The Saturday silence of the tills in Clerys is matched only by the determined silence of D2 Private and Cheyne Capital Management, the new owners of the department store. Hundreds of jobs will be lost in the liquidation and sacked workers – some of whom served the firm for more than 40 years – will receive only statutory redundancy.
In this gloomy scenario, we have heard nothing at all from D2 Private or its principal Deirdre Foley and nothing either from Cheyne, an investment house specialising in property, debt and equity.
The liquidation was promptly set in train when their joint vehicle Natrium acquired Clerys from Gordon Brothers, the Boston firm, which bought the struggling store from receivers in 2012.
Ireland’s economic landscape has been transformed since then, but Clerys’ fortunes as a retailer have not.
That is not to say, however, that the historic property is without prospects. The opposite is the case. Thus the arrival on the scene of D2 Private and Cheyne smacks of nothing other than an unvarnished property play, with the iconic Clerys’ building on O’Connell Street the glittering prize and the staff who toiled there the collateral damage.

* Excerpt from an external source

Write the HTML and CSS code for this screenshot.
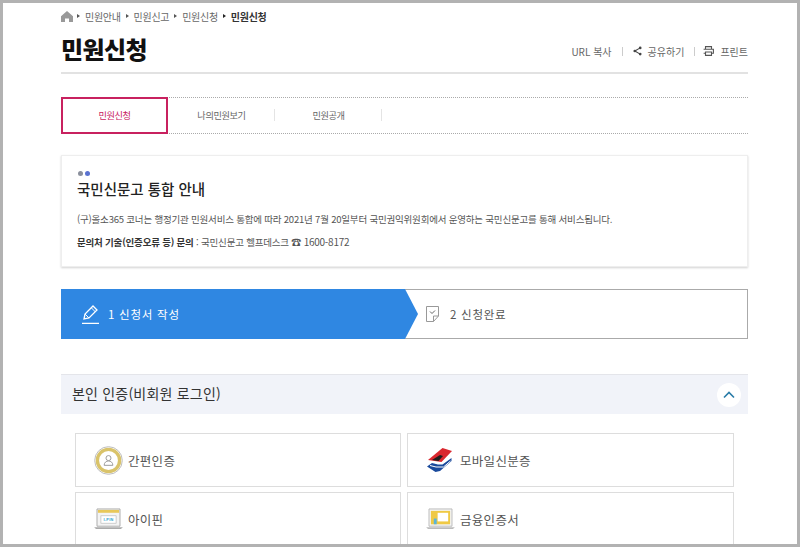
FILE: index.html
```html
<!DOCTYPE html>
<html lang="ko">
<head>
<meta charset="utf-8">
<title>민원신청</title>
<link rel="stylesheet" href="styles.css">
</head>
<body>
<div class="frame">
  <div class="page">
    <nav class="crumbs">
      <svg class="home" viewBox="0 0 12 11" width="12" height="11"><path d="M6 0 0 5.2V11h4V7.5h4V11h4V5.2z" fill="#999"/></svg>
      <span class="tri"></span><span>민원안내</span>
      <span class="tri"></span><span>민원신고</span>
      <span class="tri"></span><span>민원신청</span>
      <span class="tri dark"></span><strong>민원신청</strong>
    </nav>
    <header class="head">
      <h1>민원신청</h1>
      <div class="tools">
        <span>URL 복사</span><i class="sep"></i>
        <svg viewBox="0 0 10 10" width="9" height="10"><path d="M8 1.5 2 5l6 3.5" fill="none" stroke="#444" stroke-width="1.2"/><circle cx="8" cy="1.6" r="1.5" fill="#444"/><circle cx="2" cy="5" r="1.5" fill="#444"/><circle cx="8" cy="8.4" r="1.5" fill="#444"/></svg>
        <span class="lbl">공유하기</span><i class="sep tight"></i>
        <svg viewBox="0 0 11 10" width="11" height="10"><path d="M2.5 3V.6h6V3M.6 3.2h9.8v4H8.5M.6 7.2h1.9M2.5 6h6v3.4h-6z" fill="none" stroke="#555" stroke-width="1.1"/></svg>
        <span class="lbl">프린트</span>
      </div>
    </header>
    <div class="tabs">
      <a class="tab on">민원신청</a>
      <a class="tab">나의민원보기</a>
      <a class="tab">민원공개</a>
    </div>
    <section class="notice">
      <div class="dots"><i></i><i class="blue"></i></div>
      <h2>국민신문고 통합 안내</h2>
      <p>(구)올소365 코너는 행정기관 민원서비스 통합에 따라 2021년 7월 20일부터 국민권익위원회에서 운영하는 국민신문고를 통해 서비스됩니다.</p>
      <p class="ask"><b>문의처 기술(인증오류 등) 문의</b> : 국민신문고 헬프데스크 <span class="tel">☎ 1600-8172</span></p>
    </section>
    <div class="steps">
      <div class="step now">
        <svg viewBox="0 0 18 19" width="18" height="19"><path d="M0 18.3h17" fill="none" stroke="#fff" stroke-width="1.3"/><path d="M2 14l1-5L11 1l4 4-8 8z" fill="none" stroke="#fff" stroke-width="1.3"/><path d="M9.5 3l4 4M3 9l4 4" stroke="#fff"/></svg>
        <span>1 신청서 작성</span>
      </div>
      <div class="step next">
        <svg viewBox="0 0 13 16" width="13" height="16"><path d="M.5.5h12v9.5L7.5 15.5H.5z" fill="none" stroke="#999"/><path d="M7.5 15.5V10H12.500" fill="none" stroke="#999"/><path d="M4 5.500l2 2 3-3" fill="none" stroke="#666"/></svg>
        <span>2 신청완료</span>
      </div>
    </div>
    <div class="acc">
      <span class="acc-title">본인 인증(비회원 로그인)</span>
      <span class="acc-btn"><svg viewBox="0 0 12 8" width="12" height="8"><path d="M1 6.500 6 1.500l5 5" fill="none" stroke="#2a7ca8" stroke-width="1.6"/></svg></span>
    </div>
    <div class="opts">
      <a class="opt">
        <span class="slot"><svg viewBox="0 0 30 30" width="29" height="29"><circle cx="15" cy="15" r="14.300" fill="#fff" stroke="#bbb"/><circle cx="15" cy="15" r="11.500" fill="none" stroke="#d9c36a" stroke-width="3.500"/><circle cx="15" cy="12.500" r="2.600" fill="none" stroke="#999"/><path d="M10.500 20c0-6 9-6 9 0z" fill="none" stroke="#999"/></svg></span>
        <span>간편인증</span>
      </a>
      <a class="opt">
        <span class="slot"><svg class="mob" viewBox="0 0 25 24" width="25" height="24"><path d="M15.500 0l9.500 3L14.500 14 1 12z" fill="#d9272e"/><path d="M5 12l8-5 3 1-4.500 5z" fill="#1d1d1d"/><path d="M0 18.500l5-3.500 6 1.500h4.500L24.500 10v3L13 23l-4.500 1z" fill="#1a4a9c"/><path d="M3 17.500l6 1.500h7.500l7-6" fill="none" stroke="#fff"/></svg></span>
        <span>모바일신분증</span>
      </a>
      <a class="opt">
        <span class="slot"><svg viewBox="0 0 30 24" width="29" height="23"><path d="M3 1h24v18H3z" fill="#f4f4f4" stroke="#aaa"/><path d="M4 2h22v3H4z" fill="#e8c85a"/><path d="M7 8h16v8H7z" fill="#fff" stroke="#ccc"/><text x="15" y="14" class="pin">I-PIN</text><path d="M0 20h30l-2 2H2z" fill="#aaa"/></svg></span>
        <span>아이핀</span>
      </a>
      <a class="opt">
        <span class="slot"><svg viewBox="0 0 30 24" width="29" height="23"><path d="M3 1h24v18H3z" fill="#f4f4f4" stroke="#bbb"/><path d="M5 3h20v14H5z" fill="#efc944"/><path d="M12 5h11v9H12z" fill="#fff"/><path d="M8 11h3v6H8z" fill="#5bb5d8"/><path d="M0 20h30l-2 2H2z" fill="#bbb"/></svg></span>
        <span>금융인증서</span>
      </a>
    </div>
  </div>
</div>
</body>
</html>
```

FILE: styles.css
```css
* { box-sizing: border-box; }
html, body { margin: 0; padding: 0; }
body { font-family: "Noto Sans CJK KR", "Noto Sans", sans-serif; background: #fff; color: #333; }
.frame { width: 800px; height: 547px; border: 3px solid #b2b2b2; overflow: hidden; background: #fff; }
.page { width: 687px; margin-left: 58px; }

.crumbs { height: 26px; display: flex; align-items: center; font-size: 10px; color: #666; letter-spacing: -.3px; }
.crumbs strong { color: #333; font-weight: 700; }
.home { margin-right: -1px; }
.tri { width: 0; height: 0; border-left: 3px solid #555; border-top: 2.5px solid transparent; border-bottom: 2.5px solid transparent; margin: 0 5px; }
.tri.dark { border-left-color: #222; }

.head { height: 45px; display: flex; justify-content: space-between; align-items: center; border-bottom: 2px solid #e2e2e2; padding-bottom: 4px; }
h1 { margin: 0; font-size: 24px; font-weight: 900; color: #111; letter-spacing: -.6px; line-height: 30px; }
.tools { display: flex; align-items: center; font-size: 10px; color: #666; margin-top: 5px; }
.tools .lbl { margin-left: 6px; }
.sep { width: 1px; height: 9px; background: #ccc; margin: 0 10px; }
.sep.tight { margin-right: 8px; }

.tabs { margin-top: 23px; height: 37px; display: flex; border-top: 1px dotted #aaa; border-bottom: 1px dotted #aaa; }
.tab { width: 107px; height: 37px; margin: -1px 0; padding-bottom: 2px; display: flex; align-items: center; justify-content: center; font-size: 9.2px; color: #666; letter-spacing: -.4px; position: relative; }
.tab + .tab::after { content: ""; position: absolute; right: 0; top: 12px; height: 12px; width: 1px; background: #e4e4e4; }
.tab.on { border: 2px solid #c8215f; color: #c8215f; }

.notice { margin-top: 21px; height: 112px; padding: 15px 15px 0; border: 1px solid #eee; box-shadow: 0 1px 2px rgba(0,0,0,.18); }
.dots { display: flex; gap: 2px; height: 7px; padding-left: 1px; }
.dots i { width: 5px; height: 5px; border-radius: 50%; background: #8a8f9c; }
.dots i.blue { background: #5a72d0; }
h2 { margin: 1px 0 14px; font-size: 14.500px; font-weight: 500; color: #222; line-height: 20px; }
.notice p { margin: 0 0 9px; font-size: 9.5px; color: #555; line-height: 13px; letter-spacing: -.2px; white-space: nowrap; }
.notice b { color: #333; }
.tel { font-size: 10px; letter-spacing: -.25px; }

.steps { margin-top: 22px; height: 50px; display: flex; border: 1px solid #aaa; border-left: 0; position: relative; }
.step { display: flex; align-items: center; font-size: 11.5px; letter-spacing: .75px; }
.step.now { width: 357px; margin: -1px 0; height: 50px; padding-left: 21px; gap: 8px; background: #2f87e2; color: #fff; clip-path: polygon(0 0, 344px 0, 357px 25px, 344px 100%, 0 100%); }
.step.next { padding-left: 8px; gap: 11px; color: #555; }

.acc { margin-top: 35px; height: 40px; padding: 0 7px 0 11px; display: flex; align-items: center; justify-content: space-between; background: #f1f3f9; border-top: 1px solid #e4e5ea; font-size: 14px; color: #333; letter-spacing: .2px; }
.acc-title { margin-top: -4px; }
.acc-btn { width: 24px; height: 24px; border-radius: 50%; background: #fff; display: flex; align-items: center; justify-content: center; }

.opts { margin: 19px 14px 0; display: grid; grid-template-columns: 326px 327px; column-gap: 6px; row-gap: 5px; }
.opt { height: 54px; padding-left: 18px; display: flex; align-items: center; border: 1px solid #ddd; font-size: 12.500px; color: #555; letter-spacing: .3px; }
.slot { width: 34px; display: flex; align-items: center; }
.mob { margin-left: 1px; }
.pin { font-size: 4px; font-weight: 700; fill: #2f9fd0; text-anchor: middle; font-family: "Liberation Sans", sans-serif; }
```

No other conclusion can be drawn from Natrium’s immediate removal of the operating business to a London-based insolvency practitioner for €1 and the subsequent approach to the High Court. Natrium, indeed, is described as a “real estate company” in the minimalist Gordon Brothers statement on the transaction, which did not disclose the price at which the business was sold. Atlanta firm Quadrant Real Estate provided financing but we don’t know how much.
It’s quite a sorry demise for the store, its windows shuttered yesterday evening after a hasty meeting with staff. A landmark for generations of Dubliners is gone.